((
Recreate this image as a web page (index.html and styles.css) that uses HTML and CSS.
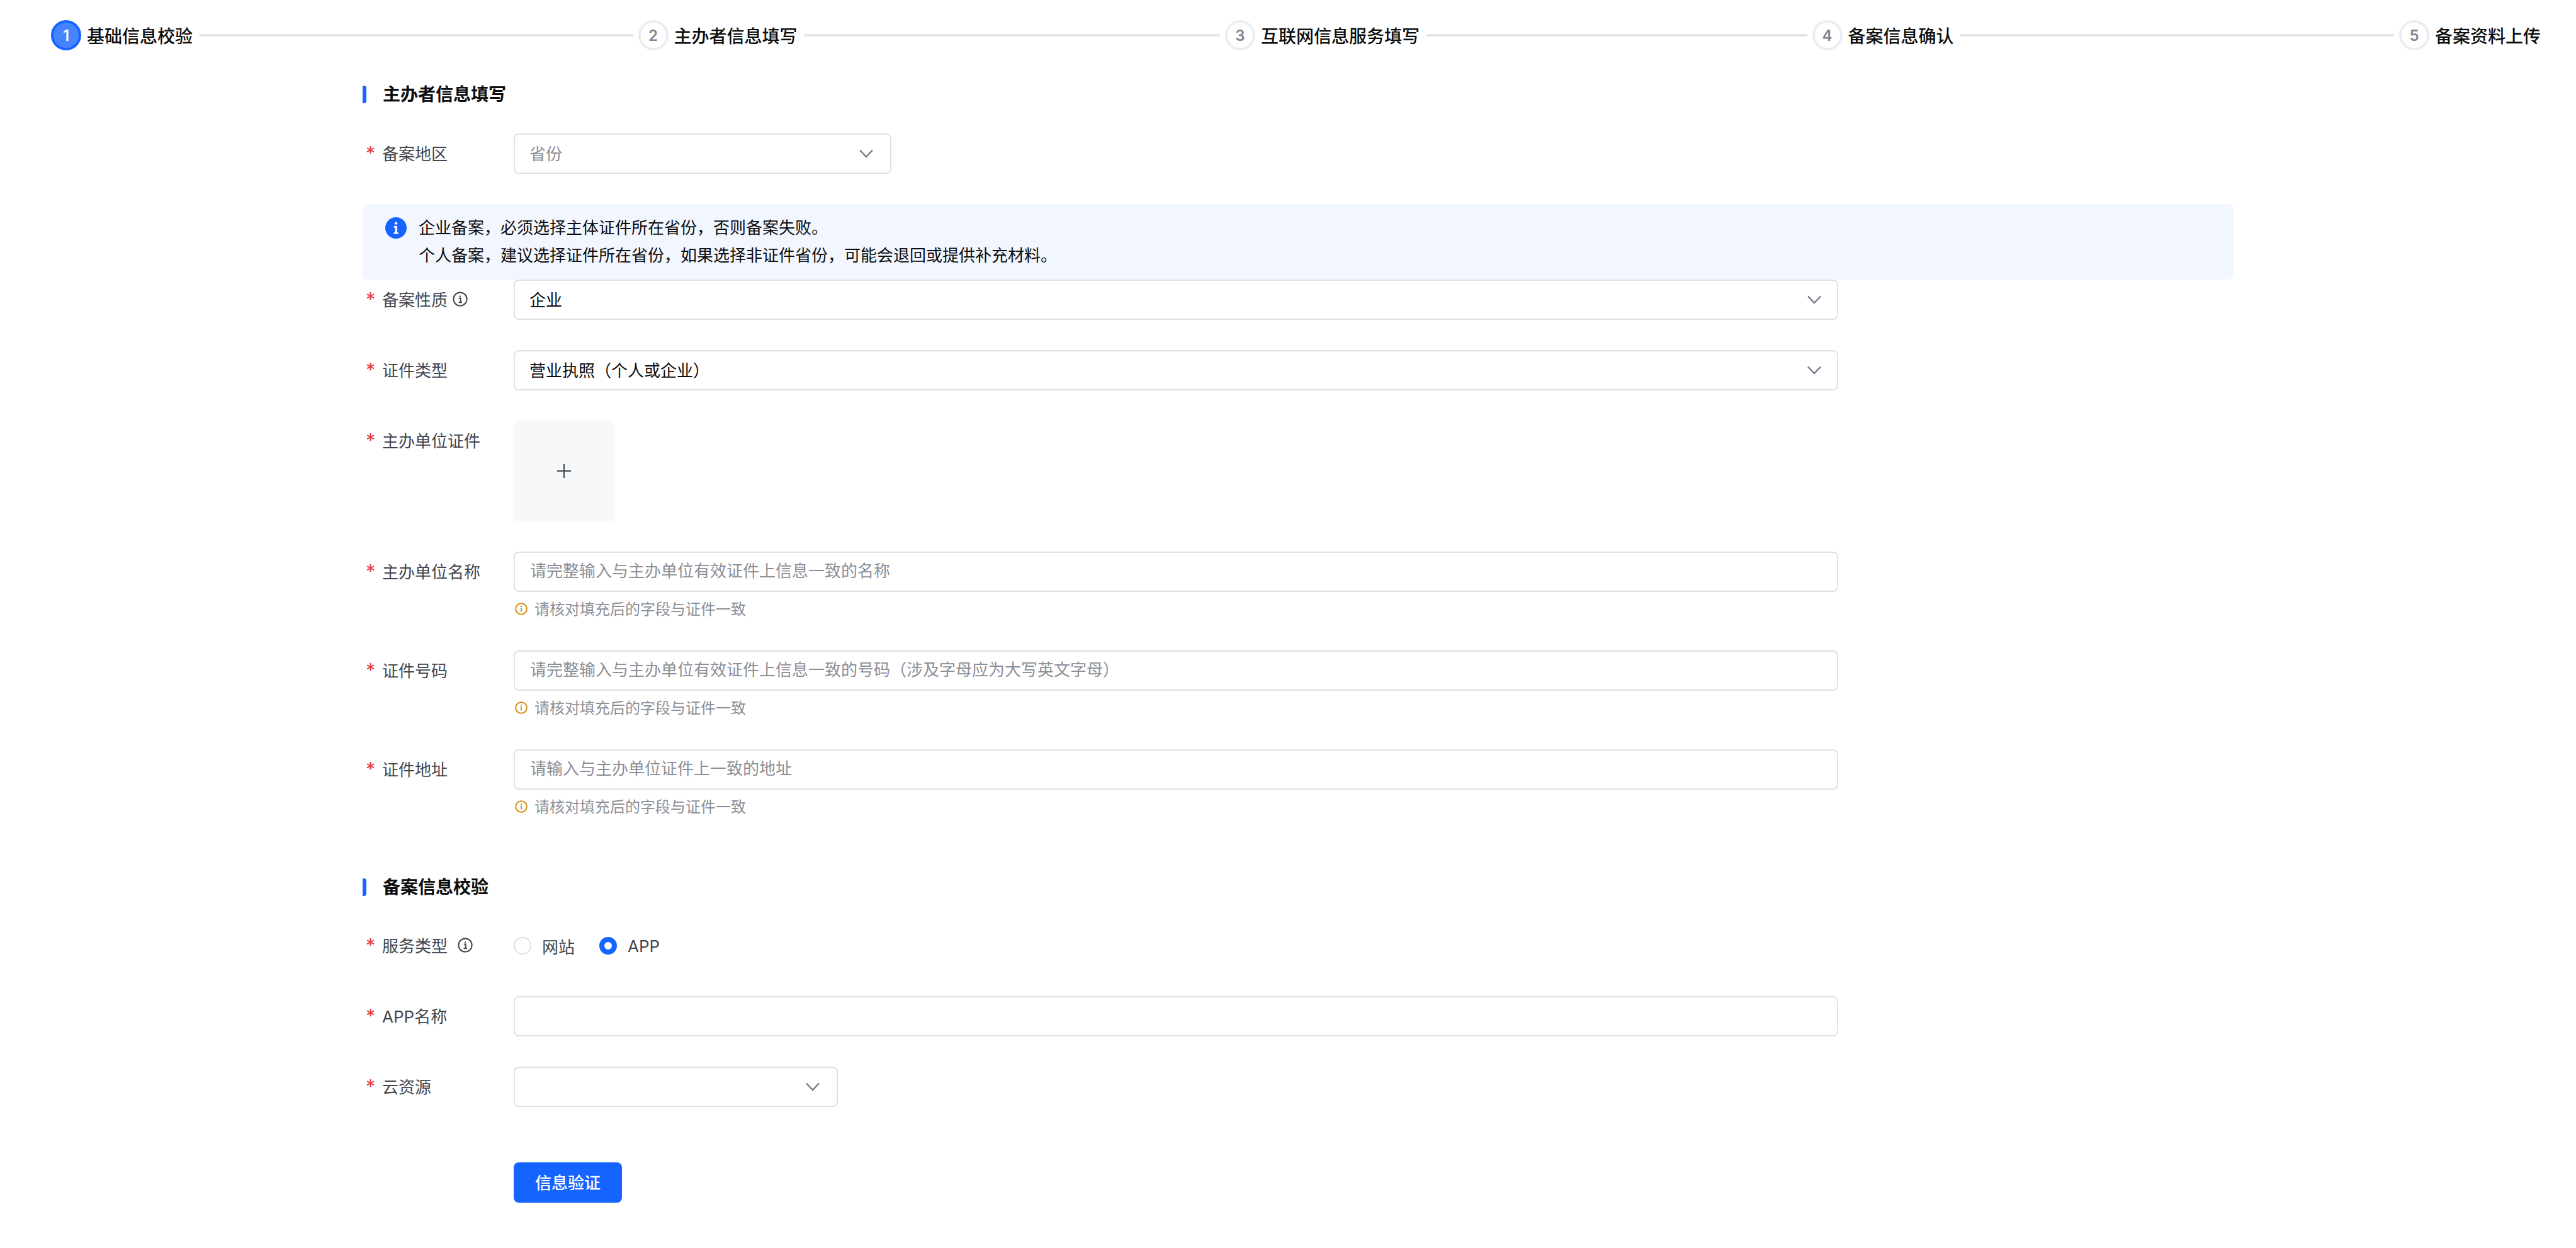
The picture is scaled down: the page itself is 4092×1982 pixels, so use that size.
FILE: index.html
```html
<!DOCTYPE html>
<html lang="zh-CN">
<head>
  <meta charset="UTF-8" />
  <meta name="viewport" content="width=device-width, initial-scale=1.0"/>
  <title>基础信息校验</title>
  <link rel="stylesheet" href="styles.css">
</head>
<body>

<!-- Steps -->
<div class="steps">
  <div class="step active">
    <span class="step-num">1</span>
    <span class="step-title">基础信息校验</span>
    <span class="step-line"></span>
  </div>
  <div class="step">
    <span class="step-num">2</span>
    <span class="step-title">主办者信息填写</span>
    <span class="step-line"></span>
  </div>
  <div class="step">
    <span class="step-num">3</span>
    <span class="step-title">互联网信息服务填写</span>
    <span class="step-line"></span>
  </div>
  <div class="step">
    <span class="step-num">4</span>
    <span class="step-title">备案信息确认</span>
    <span class="step-line"></span>
  </div>
  <div class="step last">
    <span class="step-num">5</span>
    <span class="step-title">备案资料上传</span>
  </div>
</div>

<div class="content">
  <h2 class="section-title">主办者信息填写</h2>

  <div class="form-item">
    <label class="form-label"><span class="star">*</span>备案地区</label>
    <div class="form-control">
      <div class="select narrow">
        <span class="placeholder">省份</span>
        <svg class="chevron" viewBox="0 0 22 14"><path d="M1 1.5 11 12 21 1.5"/></svg>
      </div>
    </div>
  </div>

  <div class="alert">
    <svg class="alert-icon" viewBox="0 0 34 34">
      <circle cx="17" cy="17" r="17" fill="#1664ff"/>
      <circle cx="17" cy="9.6" r="2.2" fill="#fff"/>
      <path d="M13.6 14h5.4v10.2h2v2.4h-7.6v-2.4h2.2v-7.8h-2z" fill="#fff"/>
    </svg>
    <div class="alert-text">
      <div>企业备案，必须选择主体证件所在省份，否则备案失败。</div>
      <div>个人备案，建议选择证件所在省份，如果选择非证件省份，可能会退回或提供补充材料。</div>
    </div>
  </div>

  <div class="form-item">
    <label class="form-label"><span class="star">*</span>备案性质
      <svg class="help-icon" viewBox="0 0 24 24"><circle cx="12" cy="12" r="10.6"/><path d="M9.8 10.6H12.6V17M9.6 17.2H15M12 6.4v2"/></svg>
    </label>
    <div class="form-control">
      <div class="select">
        <span>企业</span>
        <svg class="chevron" viewBox="0 0 22 14"><path d="M1 1.5 11 12 21 1.5"/></svg>
      </div>
    </div>
  </div>

  <div class="form-item">
    <label class="form-label"><span class="star">*</span>证件类型</label>
    <div class="form-control">
      <div class="select">
        <span>营业执照（个人或企业）</span>
        <svg class="chevron" viewBox="0 0 22 14"><path d="M1 1.5 11 12 21 1.5"/></svg>
      </div>
    </div>
  </div>

  <div class="form-item">
    <label class="form-label"><span class="star">*</span>主办单位证件</label>
    <div class="form-control">
      <div class="upload">
        <svg class="plus" viewBox="0 0 22 22"><path d="M11 0v22M0 11h22"/></svg>
      </div>
    </div>
  </div>

  <div class="form-item">
    <label class="form-label"><span class="star">*</span>主办单位名称</label>
    <div class="form-control">
      <input class="input" type="text" placeholder="请完整输入与主办单位有效证件上信息一致的名称">
      <div class="hint">
        <svg class="hint-icon" viewBox="0 0 20 20"><circle cx="10" cy="10" r="8.8"/><path d="M10 8.6v6M10 5v2"/></svg>
        请核对填充后的字段与证件一致
      </div>
    </div>
  </div>

  <div class="form-item">
    <label class="form-label"><span class="star">*</span>证件号码</label>
    <div class="form-control">
      <input class="input" type="text" placeholder="请完整输入与主办单位有效证件上信息一致的号码（涉及字母应为大写英文字母）">
      <div class="hint">
        <svg class="hint-icon" viewBox="0 0 20 20"><circle cx="10" cy="10" r="8.8"/><path d="M10 8.6v6M10 5v2"/></svg>
        请核对填充后的字段与证件一致
      </div>
    </div>
  </div>

  <div class="form-item">
    <label class="form-label"><span class="star">*</span>证件地址</label>
    <div class="form-control">
      <input class="input" type="text" placeholder="请输入与主办单位证件上一致的地址">
      <div class="hint">
        <svg class="hint-icon" viewBox="0 0 20 20"><circle cx="10" cy="10" r="8.8"/><path d="M10 8.6v6M10 5v2"/></svg>
        请核对填充后的字段与证件一致
      </div>
    </div>
  </div>

  <h2 class="section-title second">备案信息校验</h2>

  <div class="form-item">
    <label class="form-label"><span class="star">*</span>服务类型
      <svg class="help-icon wide" viewBox="0 0 24 24"><circle cx="12" cy="12" r="10.6"/><path d="M9.8 10.6H12.6V17M9.6 17.2H15M12 6.4v2"/></svg>
    </label>
    <div class="form-control radios">
      <span class="radio"><span class="radio-dot"></span>网站</span>
      <span class="radio checked"><span class="radio-dot"></span>APP</span>
    </div>
  </div>

  <div class="form-item">
    <label class="form-label"><span class="star">*</span>APP名称</label>
    <div class="form-control">
      <input class="input" type="text">
    </div>
  </div>

  <div class="form-item">
    <label class="form-label"><span class="star">*</span>云资源</label>
    <div class="form-control">
      <div class="select medium">
        <span></span>
        <svg class="chevron" viewBox="0 0 22 14"><path d="M1 1.5 11 12 21 1.5"/></svg>
      </div>
    </div>
  </div>

  <div class="form-actions">
    <button class="btn-primary" type="button">信息验证</button>
  </div>
</div>

</body>
</html>
```

FILE: styles.css
```css
* { box-sizing: border-box; }
body {
  margin: 0;
  font-family: Inter, 'Noto Sans CJK SC', sans-serif;
  font-size: 26px;
  background: #fff;
  color: #0c0d0e;
}

/* steps */
.steps {
  display: flex;
  padding: 32px 56px 0 81px;
}

.step {
  flex: 1;
  display: flex;
  align-items: center;
  height: 48px;
}

.step.last {
  flex: none;
}

.step-num {
  flex: none;
  display: flex;
  align-items: center;
  justify-content: center;
  width: 48px;
  height: 48px;
  margin-right: 9px;
  border: 4px solid #eaedf1;
  border-radius: 50%;
  font-size: 24px;
  font-weight: 600;
  color: #80858f;
}

.step.active .step-num {
  background: #4583ff;
  border-color: #1664ff;
  color: #fff;
}

.step-title {
  font-size: 28px;
  font-weight: 500;
}

.step-line {
  flex: 1;
  height: 4px;
  margin: 0 8px 0 10px;
  background: #e3e5ea;
}

/* form */
.content {
  width: 2972px;
  margin-left: 576px;
  padding-top: 56px;
}

.section-title {
  position: relative;
  margin: 0 0 48px;
  padding-left: 32px;
  font-size: 28px;
  line-height: 28px;
  font-weight: 600;
}

.section-title::before {
  content: "";
  position: absolute;
  left: 0;
  top: 0;
  width: 6px;
  height: 28px;
  background: #1664ff;
  border-radius: 0 4px 4px 0;
}

.section-title.second {
  margin: 96px 0 47px;
}

.form-item {
  display: flex;
  margin-bottom: 48px;
}

.form-label {
  flex: none;
  display: flex;
  align-items: center;
  width: 240px;
  height: 64px;
  padding: 0 0 3px 6px;
  color: #42464e;
}

.star {
  width: 26px;
  margin-left: -1px;
  color: #e63f3f;
  font-size: 30px;
  line-height: 26px;
}

.help-icon {
  width: 24px;
  height: 24px;
  margin-left: 8px;
  fill: none;
  stroke: #42464e;
  stroke-width: 2;
}

.help-icon.wide {
  margin-left: 16px;
}

.form-control {
  width: 2104px;
}

.select, .input {
  display: flex;
  align-items: center;
  justify-content: space-between;
  width: 100%;
  height: 64px;
  padding: 0 23px 0;
  border: 2px solid #dde2e9;
  border-radius: 8px;
  background: #fff;
  font-family: inherit;
  font-size: 26px;
  color: #0c0d0e;
  outline: none;
}

.select > span {
  padding-bottom: 3px;
}

.input {
  padding: 0 24px 3px;
}

.select.narrow { width: 600px; }
.select.medium { width: 515px; }

.placeholder, .input::placeholder {
  color: #8b8f97;
  opacity: 1;
}

.chevron {
  flex: none;
  width: 22px;
  height: 14px;
  margin-right: 2px;
  fill: none;
  stroke: #737a87;
  stroke-width: 2.4;
}

.select.narrow .chevron, .select.medium .chevron {
  margin-right: 4px;
}

.upload {
  display: flex;
  align-items: center;
  justify-content: center;
  width: 160px;
  height: 160px;
  background: #f6f8fa;
  border-radius: 4px;
}

.plus {
  width: 22px;
  height: 22px;
  fill: none;
  stroke: #42464e;
  stroke-width: 2;
}

.hint {
  display: flex;
  align-items: center;
  height: 36px;
  margin-top: 9px;
  padding-bottom: 3px;
  font-size: 24px;
  color: #8b8f97;
}

.hint-icon {
  width: 20px;
  height: 20px;
  margin: 3px 11px 0 2px;
  fill: none;
  stroke: #d18f0f;
  stroke-width: 2;
}

.alert {
  display: flex;
  height: 120px;
  padding: 16px 36px 0;
  background: #f2f6fe;
  border-radius: 8px;
}

.alert-icon {
  flex: none;
  width: 34px;
  height: 34px;
  margin: 5px 19px 0 0;
}

.alert-text {
  line-height: 44px;
}

.radios {
  display: flex;
  align-items: center;
  gap: 39px;
  height: 64px;
}

.radio {
  display: flex;
  align-items: center;
  color: #42464e;
}

.radio-dot {
  width: 28px;
  height: 28px;
  margin-right: 17px;
  border: 2px solid #dde2e9;
  border-radius: 50%;
}

.radio.checked .radio-dot {
  border: 8px solid #1664ff;
}

.form-actions {
  margin: 88px 0 0 240px;
}

.btn-primary {
  width: 172px;
  height: 64px;
  padding: 0 0 3px;
  border: none;
  border-radius: 8px;
  background: #1664ff;
  color: #fff;
  font-family: inherit;
  font-size: 26px;
  font-weight: 500;
}
```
))
Written exercise → Gather every line from the listing above in which "that" appears, and copy those lines.

The solution →
Recreate this image as a web page (index.html and styles.css) that uses HTML and CSS.
The picture is scaled down: the page itself is 4092×1982 pixels, so use that size.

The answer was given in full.